**STORED DATA:**
## START
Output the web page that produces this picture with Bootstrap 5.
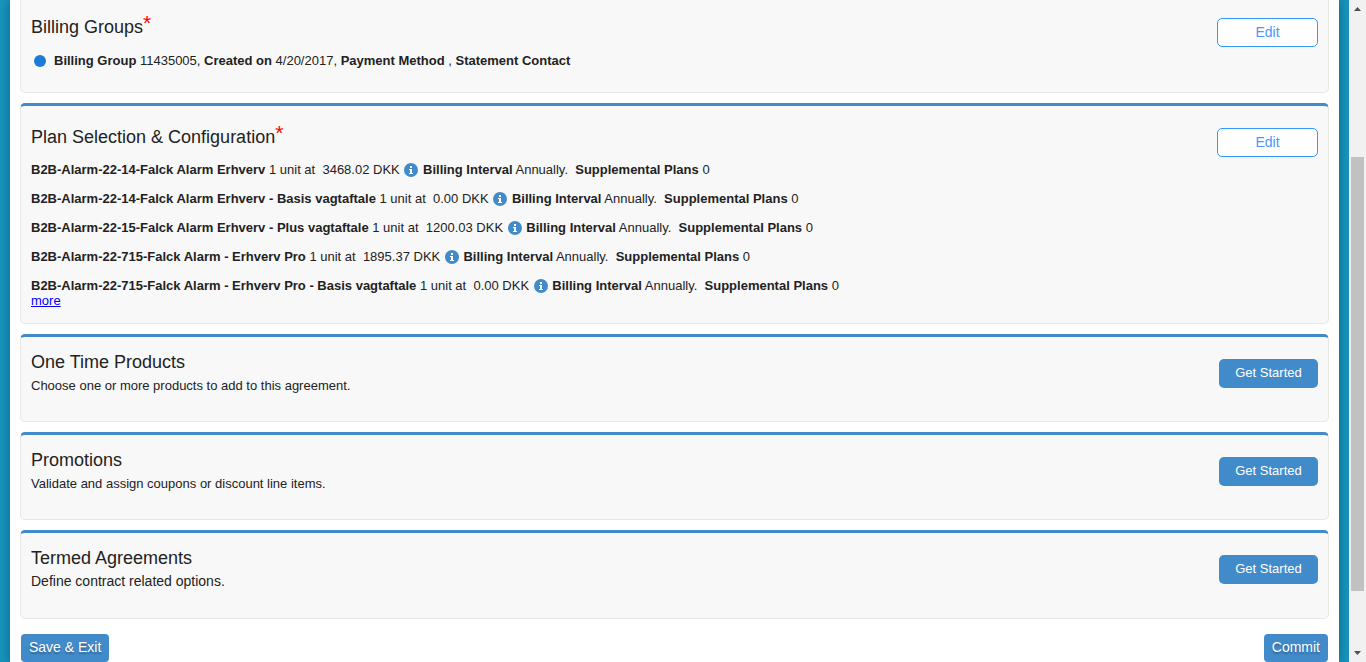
<!DOCTYPE html>
<html lang="en">
<head>
<meta charset="utf-8">
<meta name="viewport" content="width=device-width, initial-scale=1">
<title>Agreement setup</title>
<link href="https://cdn.jsdelivr.net/npm/bootstrap@5.3.0/dist/css/bootstrap.min.css" rel="stylesheet">
<style>
  body { font: 13px/15px "Liberation Sans", Arial, sans-serif; color: #222; background: #1794be; }
  .page-area { padding: 0 10px; }
  .sheet { display: flow-root; background: #fff; box-shadow: 0 0 10px rgba(0,0,0,.35); padding: 0 10px; }
  .sections { margin-top: -7px; gap: 10px; }
  .panel { background: #f8f8f8; border: 1px solid #e7e7e7; border-top: 3px solid #428bca; border-radius: 5px; padding: 0 10px; }
  .panel-billing { min-height: 100px; }
  .panel-plans { min-height: 221px; }
  .panel-short { min-height: 88px; }
  .panel-terms { min-height: 89px; font-size: 14px; }
  .panel h2 { font-size: 18px; line-height: 20px; font-weight: 400; margin: 15px 0 6px; color: #222; }
  .panel h2.required { margin: 21px 0 16px; }
  .required span { color: #f00; font-size: 21px; line-height: 0; vertical-align: 3px; }
  .panel .btn { margin-top: 22px; height: 29px; padding: 0 0 2px; line-height: 20px; border-radius: 5px; }
  .btn-edit { width: 101px; font-size: 14px; background: #fff; border: 1px solid #3399ff; color: #4d94ff; }
  .btn-start { width: 99px; font-size: 13px; }
  .btn-start, .btn-foot { background: #428bca; border: 0; color: #fff; }
  .btn-start:hover, .btn-foot:hover { background: #3276b1; color: #fff; }
  .btn-foot { height: 28px; padding: 0 8px 2px; font-size: 14px; line-height: 20px; border-radius: 4px; text-shadow: 0 2px 2px rgba(0,0,0,.3); }
  .foot-row { padding: 15px 1px 0; }
  .plan-list { gap: 14px; }
  .panel-plans h2.required { margin-bottom: 15px; }
  .dot { width: 12px; height: 12px; background: #1c7cd5; margin: 0 8px 0 3px; }
  .info { width: 14px; height: 14px; vertical-align: -3px; margin: 0 1px; }
  .more, .more:hover { color: #00f; }
  .scroll-strip { width: 17px; background: #f1f1f1; }
  .scroll-strip svg { width: 17px; height: 17px; flex: none; }
  .thumb { background: #c1c1c1; flex: 434 0 0; width: 13px; }
  .gap-above { flex: 140 0 0; }
  .gap-below { flex: 54 0 0; }
</style>
</head>
<body class="vh-100 overflow-hidden d-flex">
<svg class="d-none"><symbol id="info" viewBox="0 0 14 14"><circle cx="7" cy="7" r="7" fill="#428bca"/><path d="M6 3h2v2H6zM5 6h3v4h1v1H5v-1h1V7H5z" fill="#fff"/></symbol></svg>
<div class="page-area flex-grow-1 overflow-hidden">
  <main class="sheet h-100">
    <div class="sections d-flex flex-column">
      <section class="panel panel-billing d-flex justify-content-between align-items-start">
        <div>
          <h2 class="required">Billing Groups<span>*</span></h2>
          <div class="d-flex align-items-center"><i class="dot rounded-circle"></i><div><b>Billing Group</b> 11435005, <b>Created on</b> 4/20/2017, <b>Payment Method</b> , <b>Statement Contact</b></div></div>
        </div>
        <button type="button" class="btn btn-edit">Edit</button>
      </section>
      <section class="panel panel-plans d-flex justify-content-between align-items-start">
        <div>
          <h2 class="required">Plan Selection &amp; Configuration<span>*</span></h2>
          <ul class="plan-list list-unstyled d-flex flex-column mb-0">
            <li><b>B2B-Alarm-22-14-Falck Alarm Erhverv</b> 1 unit at &nbsp;3468.02 DKK <svg class="info"><use href="#info"/></svg> <b>Billing Interval</b> Annually. &nbsp;<b>Supplemental Plans</b> 0</li>
            <li><b>B2B-Alarm-22-14-Falck Alarm Erhverv - Basis vagtaftale</b> 1 unit at &nbsp;0.00 DKK <svg class="info"><use href="#info"/></svg> <b>Billing Interval</b> Annually. &nbsp;<b>Supplemental Plans</b> 0</li>
            <li><b>B2B-Alarm-22-15-Falck Alarm Erhverv - Plus vagtaftale</b> 1 unit at &nbsp;1200.03 DKK <svg class="info"><use href="#info"/></svg> <b>Billing Interval</b> Annually. &nbsp;<b>Supplemental Plans</b> 0</li>
            <li><b>B2B-Alarm-22-715-Falck Alarm - Erhverv Pro</b> 1 unit at &nbsp;1895.37 DKK <svg class="info"><use href="#info"/></svg> <b>Billing Interval</b> Annually. &nbsp;<b>Supplemental Plans</b> 0</li>
            <li><b>B2B-Alarm-22-715-Falck Alarm - Erhverv Pro - Basis vagtaftale</b> 1 unit at &nbsp;0.00 DKK <svg class="info"><use href="#info"/></svg> <b>Billing Interval</b> Annually. &nbsp;<b>Supplemental Plans</b> 0</li>
          </ul>
          <a href="#" class="more">more</a>
        </div>
        <button type="button" class="btn btn-edit">Edit</button>
      </section>
      <section class="panel panel-short d-flex justify-content-between align-items-start">
        <div><h2>One Time Products</h2><div>Choose one or more products to add to this agreement.</div></div>
        <button type="button" class="btn btn-start">Get Started</button>
      </section>
      <section class="panel panel-short d-flex justify-content-between align-items-start">
        <div><h2>Promotions</h2><div>Validate and assign coupons or discount line items.</div></div>
        <button type="button" class="btn btn-start">Get Started</button>
      </section>
      <section class="panel panel-terms d-flex justify-content-between align-items-start">
        <div><h2>Termed Agreements</h2><div>Define contract related options.</div></div>
        <button type="button" class="btn btn-start">Get Started</button>
      </section>
    </div>
    <div class="foot-row d-flex justify-content-between">
      <button type="button" class="btn btn-foot">Save &amp; Exit</button>
      <button type="button" class="btn btn-foot">Commit</button>
    </div>
  </main>
</div>
<div class="scroll-strip d-flex flex-column align-items-center flex-shrink-0" aria-hidden="true">
  <svg viewBox="0 0 17 17"><path d="M5 11l3.500-4 3.500 4z" fill="#505050"/></svg>
  <div class="gap-above"></div>
  <div class="thumb"></div>
  <div class="gap-below"></div>
  <svg viewBox="0 0 17 17"><path d="M5 6l3.500 4L12 6z" fill="#505050"/></svg>
</div>
<script src="https://cdn.jsdelivr.net/npm/bootstrap@5.3.0/dist/js/bootstrap.bundle.min.js"></script>
</body>
</html>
## END
**EXERCISE AIM:** Repeat verbatim all the material, but not the pictures.

**RIGHT ANSWER:**
Output the web page that produces this picture with Bootstrap 5.
<!DOCTYPE html>
<html lang="en">
<head>
<meta charset="utf-8">
<meta name="viewport" content="width=device-width, initial-scale=1">
<title>Agreement setup</title>
<link href="https://cdn.jsdelivr.net/npm/bootstrap@5.3.0/dist/css/bootstrap.min.css" rel="stylesheet">
<style>
  body { font: 13px/15px "Liberation Sans", Arial, sans-serif; color: #222; background: #1794be; }
  .page-area { padding: 0 10px; }
  .sheet { display: flow-root; background: #fff; box-shadow: 0 0 10px rgba(0,0,0,.35); padding: 0 10px; }
  .sections { margin-top: -7px; gap: 10px; }
  .panel { background: #f8f8f8; border: 1px solid #e7e7e7; border-top: 3px solid #428bca; border-radius: 5px; padding: 0 10px; }
  .panel-billing { min-height: 100px; }
  .panel-plans { min-height: 221px; }
  .panel-short { min-height: 88px; }
  .panel-terms { min-height: 89px; font-size: 14px; }
  .panel h2 { font-size: 18px; line-height: 20px; font-weight: 400; margin: 15px 0 6px; color: #222; }
  .panel h2.required { margin: 21px 0 16px; }
  .required span { color: #f00; font-size: 21px; line-height: 0; vertical-align: 3px; }
  .panel .btn { margin-top: 22px; height: 29px; padding: 0 0 2px; line-height: 20px; border-radius: 5px; }
  .btn-edit { width: 101px; font-size: 14px; background: #fff; border: 1px solid #3399ff; color: #4d94ff; }
  .btn-start { width: 99px; font-size: 13px; }
  .btn-start, .btn-foot { background: #428bca; border: 0; color: #fff; }
  .btn-start:hover, .btn-foot:hover { background: #3276b1; color: #fff; }
  .btn-foot { height: 28px; padding: 0 8px 2px; font-size: 14px; line-height: 20px; border-radius: 4px; text-shadow: 0 2px 2px rgba(0,0,0,.3); }
  .foot-row { padding: 15px 1px 0; }
  .plan-list { gap: 14px; }
  .panel-plans h2.required { margin-bottom: 15px; }
  .dot { width: 12px; height: 12px; background: #1c7cd5; margin: 0 8px 0 3px; }
  .info { width: 14px; height: 14px; vertical-align: -3px; margin: 0 1px; }
  .more, .more:hover { color: #00f; }
  .scroll-strip { width: 17px; background: #f1f1f1; }
  .scroll-strip svg { width: 17px; height: 17px; flex: none; }
  .thumb { background: #c1c1c1; flex: 434 0 0; width: 13px; }
  .gap-above { flex: 140 0 0; }
  .gap-below { flex: 54 0 0; }
</style>
</head>
<body class="vh-100 overflow-hidden d-flex">
<svg class="d-none"><symbol id="info" viewBox="0 0 14 14"><circle cx="7" cy="7" r="7" fill="#428bca"/><path d="M6 3h2v2H6zM5 6h3v4h1v1H5v-1h1V7H5z" fill="#fff"/></symbol></svg>
<div class="page-area flex-grow-1 overflow-hidden">
  <main class="sheet h-100">
    <div class="sections d-flex flex-column">
      <section class="panel panel-billing d-flex justify-content-between align-items-start">
        <div>
          <h2 class="required">Billing Groups<span>*</span></h2>
          <div class="d-flex align-items-center"><i class="dot rounded-circle"></i><div><b>Billing Group</b> 11435005, <b>Created on</b> 4/20/2017, <b>Payment Method</b> , <b>Statement Contact</b></div></div>
        </div>
        <button type="button" class="btn btn-edit">Edit</button>
      </section>
      <section class="panel panel-plans d-flex justify-content-between align-items-start">
        <div>
          <h2 class="required">Plan Selection &amp; Configuration<span>*</span></h2>
          <ul class="plan-list list-unstyled d-flex flex-column mb-0">
            <li><b>B2B-Alarm-22-14-Falck Alarm Erhverv</b> 1 unit at &nbsp;3468.02 DKK <svg class="info"><use href="#info"/></svg> <b>Billing Interval</b> Annually. &nbsp;<b>Supplemental Plans</b> 0</li>
            <li><b>B2B-Alarm-22-14-Falck Alarm Erhverv - Basis vagtaftale</b> 1 unit at &nbsp;0.00 DKK <svg class="info"><use href="#info"/></svg> <b>Billing Interval</b> Annually. &nbsp;<b>Supplemental Plans</b> 0</li>
            <li><b>B2B-Alarm-22-15-Falck Alarm Erhverv - Plus vagtaftale</b> 1 unit at &nbsp;1200.03 DKK <svg class="info"><use href="#info"/></svg> <b>Billing Interval</b> Annually. &nbsp;<b>Supplemental Plans</b> 0</li>
            <li><b>B2B-Alarm-22-715-Falck Alarm - Erhverv Pro</b> 1 unit at &nbsp;1895.37 DKK <svg class="info"><use href="#info"/></svg> <b>Billing Interval</b> Annually. &nbsp;<b>Supplemental Plans</b> 0</li>
            <li><b>B2B-Alarm-22-715-Falck Alarm - Erhverv Pro - Basis vagtaftale</b> 1 unit at &nbsp;0.00 DKK <svg class="info"><use href="#info"/></svg> <b>Billing Interval</b> Annually. &nbsp;<b>Supplemental Plans</b> 0</li>
          </ul>
          <a href="#" class="more">more</a>
        </div>
        <button type="button" class="btn btn-edit">Edit</button>
      </section>
      <section class="panel panel-short d-flex justify-content-between align-items-start">
        <div><h2>One Time Products</h2><div>Choose one or more products to add to this agreement.</div></div>
        <button type="button" class="btn btn-start">Get Started</button>
      </section>
      <section class="panel panel-short d-flex justify-content-between align-items-start">
        <div><h2>Promotions</h2><div>Validate and assign coupons or discount line items.</div></div>
        <button type="button" class="btn btn-start">Get Started</button>
      </section>
      <section class="panel panel-terms d-flex justify-content-between align-items-start">
        <div><h2>Termed Agreements</h2><div>Define contract related options.</div></div>
        <button type="button" class="btn btn-start">Get Started</button>
      </section>
    </div>
    <div class="foot-row d-flex justify-content-between">
      <button type="button" class="btn btn-foot">Save &amp; Exit</button>
      <button type="button" class="btn btn-foot">Commit</button>
    </div>
  </main>
</div>
<div class="scroll-strip d-flex flex-column align-items-center flex-shrink-0" aria-hidden="true">
  <svg viewBox="0 0 17 17"><path d="M5 11l3.500-4 3.500 4z" fill="#505050"/></svg>
  <div class="gap-above"></div>
  <div class="thumb"></div>
  <div class="gap-below"></div>
  <svg viewBox="0 0 17 17"><path d="M5 6l3.500 4L12 6z" fill="#505050"/></svg>
</div>
<script src="https://cdn.jsdelivr.net/npm/bootstrap@5.3.0/dist/js/bootstrap.bundle.min.js"></script>
</body>
</html>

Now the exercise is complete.